[Front-end source files]
*-*-*

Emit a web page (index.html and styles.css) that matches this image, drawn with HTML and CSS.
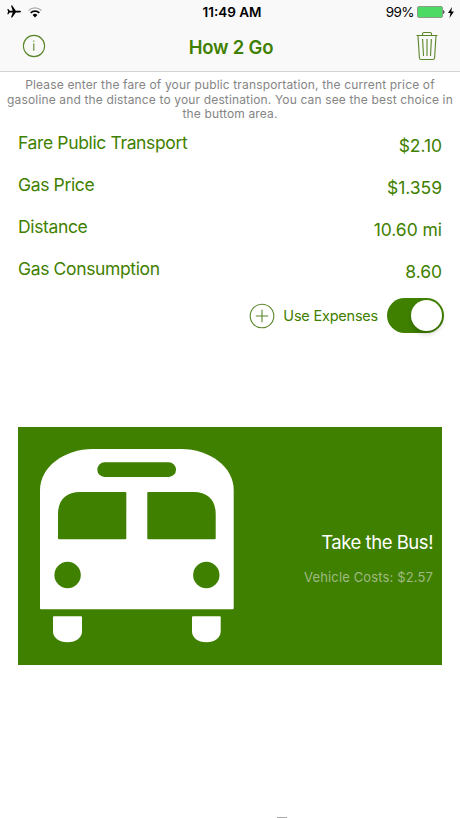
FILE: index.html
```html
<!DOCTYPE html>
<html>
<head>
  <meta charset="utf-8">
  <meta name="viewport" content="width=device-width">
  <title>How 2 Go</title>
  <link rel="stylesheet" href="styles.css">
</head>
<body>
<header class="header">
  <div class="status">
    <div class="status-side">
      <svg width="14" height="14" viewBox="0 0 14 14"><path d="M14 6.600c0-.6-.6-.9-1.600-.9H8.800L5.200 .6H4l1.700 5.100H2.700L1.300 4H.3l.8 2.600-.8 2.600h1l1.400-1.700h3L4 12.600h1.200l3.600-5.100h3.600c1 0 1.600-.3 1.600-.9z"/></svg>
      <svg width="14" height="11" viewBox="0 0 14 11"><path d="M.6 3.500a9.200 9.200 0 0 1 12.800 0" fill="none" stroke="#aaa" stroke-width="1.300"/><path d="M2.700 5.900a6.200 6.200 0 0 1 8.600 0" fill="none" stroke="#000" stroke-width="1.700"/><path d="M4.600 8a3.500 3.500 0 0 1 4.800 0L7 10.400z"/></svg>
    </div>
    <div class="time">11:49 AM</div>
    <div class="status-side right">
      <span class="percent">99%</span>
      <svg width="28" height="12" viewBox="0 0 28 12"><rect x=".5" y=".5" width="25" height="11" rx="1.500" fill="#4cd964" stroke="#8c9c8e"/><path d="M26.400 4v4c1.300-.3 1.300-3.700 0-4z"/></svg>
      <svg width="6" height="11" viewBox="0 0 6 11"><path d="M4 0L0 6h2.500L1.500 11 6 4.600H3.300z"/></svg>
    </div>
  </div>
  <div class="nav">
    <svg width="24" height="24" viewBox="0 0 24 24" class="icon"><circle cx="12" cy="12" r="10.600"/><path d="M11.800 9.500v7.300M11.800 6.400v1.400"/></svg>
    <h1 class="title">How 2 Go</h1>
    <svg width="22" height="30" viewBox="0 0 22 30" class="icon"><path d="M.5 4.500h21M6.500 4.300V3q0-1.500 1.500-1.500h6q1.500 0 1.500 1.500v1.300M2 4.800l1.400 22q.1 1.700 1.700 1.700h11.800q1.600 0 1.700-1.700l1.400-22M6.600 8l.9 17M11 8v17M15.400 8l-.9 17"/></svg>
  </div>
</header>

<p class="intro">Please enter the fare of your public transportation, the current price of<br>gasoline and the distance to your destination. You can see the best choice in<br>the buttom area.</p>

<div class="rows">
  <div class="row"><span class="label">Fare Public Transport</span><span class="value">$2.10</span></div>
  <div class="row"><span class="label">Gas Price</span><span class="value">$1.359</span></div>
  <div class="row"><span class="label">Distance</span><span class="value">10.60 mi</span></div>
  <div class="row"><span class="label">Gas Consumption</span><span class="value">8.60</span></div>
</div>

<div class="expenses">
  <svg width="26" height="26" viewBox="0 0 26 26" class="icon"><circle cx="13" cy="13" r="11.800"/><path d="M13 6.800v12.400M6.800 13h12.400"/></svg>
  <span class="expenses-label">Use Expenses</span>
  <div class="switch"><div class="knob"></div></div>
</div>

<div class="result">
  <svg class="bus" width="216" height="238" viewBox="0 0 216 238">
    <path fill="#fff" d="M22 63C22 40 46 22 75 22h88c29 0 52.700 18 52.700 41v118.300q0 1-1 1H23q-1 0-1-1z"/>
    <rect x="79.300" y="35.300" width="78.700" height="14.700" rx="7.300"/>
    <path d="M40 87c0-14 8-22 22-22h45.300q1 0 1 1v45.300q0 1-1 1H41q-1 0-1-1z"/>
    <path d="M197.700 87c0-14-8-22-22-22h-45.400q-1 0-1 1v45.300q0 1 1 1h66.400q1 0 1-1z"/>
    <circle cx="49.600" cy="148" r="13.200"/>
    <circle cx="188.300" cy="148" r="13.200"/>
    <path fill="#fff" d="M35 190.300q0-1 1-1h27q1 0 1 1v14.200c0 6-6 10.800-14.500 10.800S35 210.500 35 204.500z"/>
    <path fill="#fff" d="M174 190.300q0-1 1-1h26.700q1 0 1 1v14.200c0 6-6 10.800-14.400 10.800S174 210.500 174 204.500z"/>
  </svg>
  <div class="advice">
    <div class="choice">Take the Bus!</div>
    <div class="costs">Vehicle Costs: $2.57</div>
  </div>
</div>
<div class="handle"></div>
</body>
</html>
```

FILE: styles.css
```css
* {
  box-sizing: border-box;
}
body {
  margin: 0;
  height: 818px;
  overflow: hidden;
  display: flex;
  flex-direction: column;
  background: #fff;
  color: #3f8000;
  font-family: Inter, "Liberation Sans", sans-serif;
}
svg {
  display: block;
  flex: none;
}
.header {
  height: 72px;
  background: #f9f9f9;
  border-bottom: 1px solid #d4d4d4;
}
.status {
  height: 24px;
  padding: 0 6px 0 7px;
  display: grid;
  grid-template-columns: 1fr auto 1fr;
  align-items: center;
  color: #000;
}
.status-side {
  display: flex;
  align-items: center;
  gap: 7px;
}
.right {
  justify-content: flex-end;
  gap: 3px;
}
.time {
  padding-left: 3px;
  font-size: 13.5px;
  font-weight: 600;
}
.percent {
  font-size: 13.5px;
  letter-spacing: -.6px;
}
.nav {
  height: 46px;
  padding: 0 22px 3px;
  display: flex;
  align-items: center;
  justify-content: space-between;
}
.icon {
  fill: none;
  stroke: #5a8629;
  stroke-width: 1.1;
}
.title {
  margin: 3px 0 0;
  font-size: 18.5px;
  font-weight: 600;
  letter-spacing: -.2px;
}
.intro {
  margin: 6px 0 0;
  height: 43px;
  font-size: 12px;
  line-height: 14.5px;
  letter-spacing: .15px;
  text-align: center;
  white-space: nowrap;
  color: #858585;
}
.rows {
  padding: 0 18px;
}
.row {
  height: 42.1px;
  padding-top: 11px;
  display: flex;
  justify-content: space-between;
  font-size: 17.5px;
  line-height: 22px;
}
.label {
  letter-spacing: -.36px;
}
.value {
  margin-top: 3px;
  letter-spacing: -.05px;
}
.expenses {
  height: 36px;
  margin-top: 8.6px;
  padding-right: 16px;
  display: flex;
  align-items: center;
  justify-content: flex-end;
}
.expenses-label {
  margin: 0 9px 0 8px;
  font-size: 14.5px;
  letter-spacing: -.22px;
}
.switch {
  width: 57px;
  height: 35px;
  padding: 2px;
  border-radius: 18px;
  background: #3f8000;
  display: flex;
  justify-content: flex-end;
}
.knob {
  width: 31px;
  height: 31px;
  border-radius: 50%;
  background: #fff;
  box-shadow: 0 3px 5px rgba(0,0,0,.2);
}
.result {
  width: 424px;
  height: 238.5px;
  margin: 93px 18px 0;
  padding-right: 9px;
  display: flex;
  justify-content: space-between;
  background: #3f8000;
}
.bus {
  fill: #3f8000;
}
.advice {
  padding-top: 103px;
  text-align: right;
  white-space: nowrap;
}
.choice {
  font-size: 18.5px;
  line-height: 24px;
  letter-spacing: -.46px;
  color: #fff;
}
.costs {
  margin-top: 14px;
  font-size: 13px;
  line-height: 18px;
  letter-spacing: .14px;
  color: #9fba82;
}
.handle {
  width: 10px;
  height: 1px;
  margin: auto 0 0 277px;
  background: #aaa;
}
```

*-*-*

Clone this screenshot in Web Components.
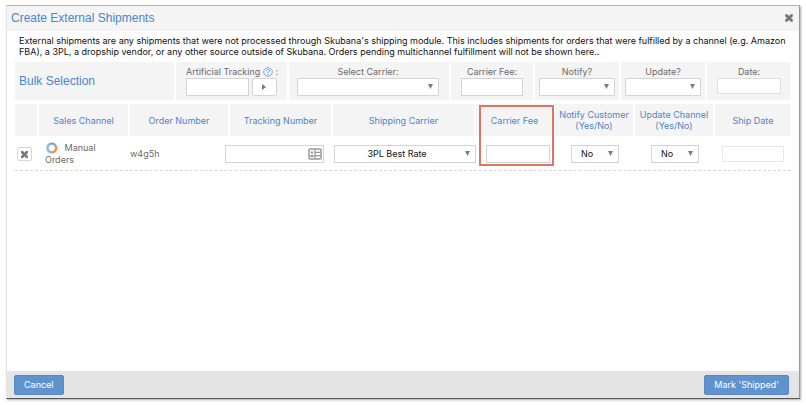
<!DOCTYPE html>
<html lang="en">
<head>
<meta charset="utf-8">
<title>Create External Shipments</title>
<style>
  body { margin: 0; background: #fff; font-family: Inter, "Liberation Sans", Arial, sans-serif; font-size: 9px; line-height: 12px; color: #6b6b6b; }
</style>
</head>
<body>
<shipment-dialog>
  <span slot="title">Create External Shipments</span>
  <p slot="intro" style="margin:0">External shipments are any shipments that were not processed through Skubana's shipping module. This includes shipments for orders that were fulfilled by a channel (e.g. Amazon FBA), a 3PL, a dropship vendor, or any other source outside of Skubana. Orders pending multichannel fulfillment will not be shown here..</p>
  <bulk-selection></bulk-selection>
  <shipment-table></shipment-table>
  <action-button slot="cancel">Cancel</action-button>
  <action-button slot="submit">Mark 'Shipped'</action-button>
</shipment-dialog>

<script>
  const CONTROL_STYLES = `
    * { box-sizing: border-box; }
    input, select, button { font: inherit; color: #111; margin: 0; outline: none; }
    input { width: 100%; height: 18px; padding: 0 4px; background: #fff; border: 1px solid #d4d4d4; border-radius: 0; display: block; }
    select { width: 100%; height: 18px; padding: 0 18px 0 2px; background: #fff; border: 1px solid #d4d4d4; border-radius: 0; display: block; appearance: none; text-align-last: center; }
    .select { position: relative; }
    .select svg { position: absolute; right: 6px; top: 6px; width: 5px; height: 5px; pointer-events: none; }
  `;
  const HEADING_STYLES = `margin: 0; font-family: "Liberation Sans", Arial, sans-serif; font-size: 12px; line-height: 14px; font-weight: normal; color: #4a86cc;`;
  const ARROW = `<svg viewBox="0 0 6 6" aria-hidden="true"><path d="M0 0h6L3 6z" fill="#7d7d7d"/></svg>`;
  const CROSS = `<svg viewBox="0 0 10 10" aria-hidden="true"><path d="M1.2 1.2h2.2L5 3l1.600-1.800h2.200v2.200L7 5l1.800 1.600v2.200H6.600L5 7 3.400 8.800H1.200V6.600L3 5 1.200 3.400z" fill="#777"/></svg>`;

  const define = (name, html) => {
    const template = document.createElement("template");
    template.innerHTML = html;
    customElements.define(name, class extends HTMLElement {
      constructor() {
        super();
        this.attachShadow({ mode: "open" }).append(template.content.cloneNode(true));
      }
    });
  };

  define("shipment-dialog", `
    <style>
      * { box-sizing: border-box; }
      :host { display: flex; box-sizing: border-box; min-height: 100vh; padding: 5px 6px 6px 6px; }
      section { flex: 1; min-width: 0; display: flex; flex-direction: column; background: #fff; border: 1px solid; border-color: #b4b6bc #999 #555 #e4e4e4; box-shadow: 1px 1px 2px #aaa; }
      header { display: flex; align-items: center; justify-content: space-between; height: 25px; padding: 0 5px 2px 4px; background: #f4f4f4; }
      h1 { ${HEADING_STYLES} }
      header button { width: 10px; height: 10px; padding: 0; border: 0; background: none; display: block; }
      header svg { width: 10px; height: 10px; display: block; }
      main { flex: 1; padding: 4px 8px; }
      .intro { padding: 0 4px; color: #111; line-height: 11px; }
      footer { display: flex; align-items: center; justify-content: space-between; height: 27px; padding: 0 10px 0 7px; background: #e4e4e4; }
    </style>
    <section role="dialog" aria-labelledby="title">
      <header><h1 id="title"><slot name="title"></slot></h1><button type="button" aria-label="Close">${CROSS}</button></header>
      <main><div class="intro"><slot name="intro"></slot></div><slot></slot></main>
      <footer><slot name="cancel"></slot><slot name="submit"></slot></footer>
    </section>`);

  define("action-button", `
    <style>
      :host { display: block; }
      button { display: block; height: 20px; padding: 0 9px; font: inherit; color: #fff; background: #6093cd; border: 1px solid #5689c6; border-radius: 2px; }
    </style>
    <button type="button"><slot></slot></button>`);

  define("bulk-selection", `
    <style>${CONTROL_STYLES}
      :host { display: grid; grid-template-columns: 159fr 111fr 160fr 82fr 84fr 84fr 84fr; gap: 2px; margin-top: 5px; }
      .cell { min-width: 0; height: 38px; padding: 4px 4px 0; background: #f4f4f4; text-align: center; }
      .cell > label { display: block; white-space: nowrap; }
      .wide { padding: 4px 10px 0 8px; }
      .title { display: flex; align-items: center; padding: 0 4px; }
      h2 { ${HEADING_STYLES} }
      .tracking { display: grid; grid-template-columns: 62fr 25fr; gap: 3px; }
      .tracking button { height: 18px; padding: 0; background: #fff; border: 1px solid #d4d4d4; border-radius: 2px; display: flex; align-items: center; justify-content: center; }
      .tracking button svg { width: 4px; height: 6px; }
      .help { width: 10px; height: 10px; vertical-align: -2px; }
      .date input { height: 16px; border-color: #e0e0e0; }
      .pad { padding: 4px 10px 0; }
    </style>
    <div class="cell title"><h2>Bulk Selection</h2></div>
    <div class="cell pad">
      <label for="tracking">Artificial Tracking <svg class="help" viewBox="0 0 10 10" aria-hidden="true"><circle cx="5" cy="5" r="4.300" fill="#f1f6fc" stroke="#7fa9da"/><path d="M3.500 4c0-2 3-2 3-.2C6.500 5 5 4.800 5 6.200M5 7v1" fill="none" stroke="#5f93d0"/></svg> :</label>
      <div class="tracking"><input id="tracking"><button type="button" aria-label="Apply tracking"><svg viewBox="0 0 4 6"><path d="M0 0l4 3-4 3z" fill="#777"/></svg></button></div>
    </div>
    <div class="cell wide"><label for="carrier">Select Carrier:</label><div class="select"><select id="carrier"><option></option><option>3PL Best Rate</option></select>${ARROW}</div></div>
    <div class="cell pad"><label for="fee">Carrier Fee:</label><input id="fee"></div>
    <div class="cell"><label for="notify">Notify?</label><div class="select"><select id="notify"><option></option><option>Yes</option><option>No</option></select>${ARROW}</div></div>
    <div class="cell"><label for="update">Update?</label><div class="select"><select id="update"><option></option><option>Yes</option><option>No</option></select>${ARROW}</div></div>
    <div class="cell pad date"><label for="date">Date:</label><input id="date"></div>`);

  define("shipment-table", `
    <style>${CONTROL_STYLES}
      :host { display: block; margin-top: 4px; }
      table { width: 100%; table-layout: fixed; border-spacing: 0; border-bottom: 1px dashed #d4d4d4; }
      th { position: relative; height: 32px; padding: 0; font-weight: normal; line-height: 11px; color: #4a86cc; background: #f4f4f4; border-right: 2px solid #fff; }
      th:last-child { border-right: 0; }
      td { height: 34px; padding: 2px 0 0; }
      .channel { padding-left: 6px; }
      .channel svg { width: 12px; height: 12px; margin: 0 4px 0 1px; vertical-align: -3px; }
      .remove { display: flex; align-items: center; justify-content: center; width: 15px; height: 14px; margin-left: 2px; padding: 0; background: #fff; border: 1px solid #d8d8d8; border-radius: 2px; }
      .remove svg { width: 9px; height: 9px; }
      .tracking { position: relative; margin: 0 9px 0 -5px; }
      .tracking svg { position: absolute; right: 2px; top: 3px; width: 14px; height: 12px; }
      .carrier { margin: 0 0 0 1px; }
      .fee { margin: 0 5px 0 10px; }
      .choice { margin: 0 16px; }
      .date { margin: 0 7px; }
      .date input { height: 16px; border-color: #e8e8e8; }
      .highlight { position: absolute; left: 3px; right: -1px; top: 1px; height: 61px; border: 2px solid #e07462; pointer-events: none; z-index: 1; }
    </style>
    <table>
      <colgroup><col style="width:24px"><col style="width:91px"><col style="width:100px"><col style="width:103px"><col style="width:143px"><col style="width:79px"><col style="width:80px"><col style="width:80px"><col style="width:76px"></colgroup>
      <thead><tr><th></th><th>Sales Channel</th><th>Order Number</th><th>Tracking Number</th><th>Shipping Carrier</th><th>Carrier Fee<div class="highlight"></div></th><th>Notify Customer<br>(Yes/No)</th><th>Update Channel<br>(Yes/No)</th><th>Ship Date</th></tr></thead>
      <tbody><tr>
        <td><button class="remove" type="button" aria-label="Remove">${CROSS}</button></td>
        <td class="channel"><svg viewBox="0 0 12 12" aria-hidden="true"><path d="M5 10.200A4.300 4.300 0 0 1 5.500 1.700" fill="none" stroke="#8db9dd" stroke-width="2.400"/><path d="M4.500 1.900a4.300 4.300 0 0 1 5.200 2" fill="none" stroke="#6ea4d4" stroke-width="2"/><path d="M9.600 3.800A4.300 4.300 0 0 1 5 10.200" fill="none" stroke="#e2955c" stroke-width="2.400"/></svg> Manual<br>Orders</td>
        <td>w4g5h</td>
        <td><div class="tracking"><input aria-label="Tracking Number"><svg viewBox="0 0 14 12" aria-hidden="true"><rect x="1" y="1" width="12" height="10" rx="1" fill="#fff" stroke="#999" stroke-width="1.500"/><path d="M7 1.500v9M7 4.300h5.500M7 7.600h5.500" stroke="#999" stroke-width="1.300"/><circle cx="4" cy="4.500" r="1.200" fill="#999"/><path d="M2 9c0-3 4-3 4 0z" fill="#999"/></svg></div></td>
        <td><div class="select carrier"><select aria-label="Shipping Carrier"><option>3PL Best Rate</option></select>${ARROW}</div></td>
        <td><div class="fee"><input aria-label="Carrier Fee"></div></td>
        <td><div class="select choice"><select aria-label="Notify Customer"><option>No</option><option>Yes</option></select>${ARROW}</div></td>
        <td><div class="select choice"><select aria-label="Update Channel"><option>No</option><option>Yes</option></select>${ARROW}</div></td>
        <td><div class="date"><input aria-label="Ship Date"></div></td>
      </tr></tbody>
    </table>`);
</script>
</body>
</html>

*-*-*

§ **STATED PROBLEM**:
Return exactly the lines from the one with "Clone this screenshot in Web Components." to the one with "1.2h2.2L5 3l1.600-1.800h2.200v2.200L7 5l1.800", inclusive, and nothing else; skip the pictures.

§ **RESULT**:
Clone this screenshot in Web Components.
<!DOCTYPE html>
<html lang="en">
<head>
<meta charset="utf-8">
<title>Create External Shipments</title>
<style>
  body { margin: 0; background: #fff; font-family: Inter, "Liberation Sans", Arial, sans-serif; font-size: 9px; line-height: 12px; color: #6b6b6b; }
</style>
</head>
<body>
<shipment-dialog>
  <span slot="title">Create External Shipments</span>
  <p slot="intro" style="margin:0">External shipments are any shipments that were not processed through Skubana's shipping module. This includes shipments for orders that were fulfilled by a channel (e.g. Amazon FBA), a 3PL, a dropship vendor, or any other source outside of Skubana. Orders pending multichannel fulfillment will not be shown here..</p>
  <bulk-selection></bulk-selection>
  <shipment-table></shipment-table>
  <action-button slot="cancel">Cancel</action-button>
  <action-button slot="submit">Mark 'Shipped'</action-button>
</shipment-dialog>

<script>
  const CONTROL_STYLES = `
    * { box-sizing: border-box; }
    input, select, button { font: inherit; color: #111; margin: 0; outline: none; }
    input { width: 100%; height: 18px; padding: 0 4px; background: #fff; border: 1px solid #d4d4d4; border-radius: 0; display: block; }
    select { width: 100%; height: 18px; padding: 0 18px 0 2px; background: #fff; border: 1px solid #d4d4d4; border-radius: 0; display: block; appearance: none; text-align-last: center; }
    .select { position: relative; }
    .select svg { position: absolute; right: 6px; top: 6px; width: 5px; height: 5px; pointer-events: none; }
  `;
  const HEADING_STYLES = `margin: 0; font-family: "Liberation Sans", Arial, sans-serif; font-size: 12px; line-height: 14px; font-weight: normal; color: #4a86cc;`;
  const ARROW = `<svg viewBox="0 0 6 6" aria-hidden="true"><path d="M0 0h6L3 6z" fill="#7d7d7d"/></svg>`;
  const CROSS = `<svg viewBox="0 0 10 10" aria-hidden="true"><path d="M1.2 1.2h2.2L5 3l1.600-1.800h2.200v2.200L7 5l1.800 1.600v2.200H6.600L5 7 3.400 8.800H1.200V6.600L3 5 1.200 3.400z" fill="#777"/></svg>`;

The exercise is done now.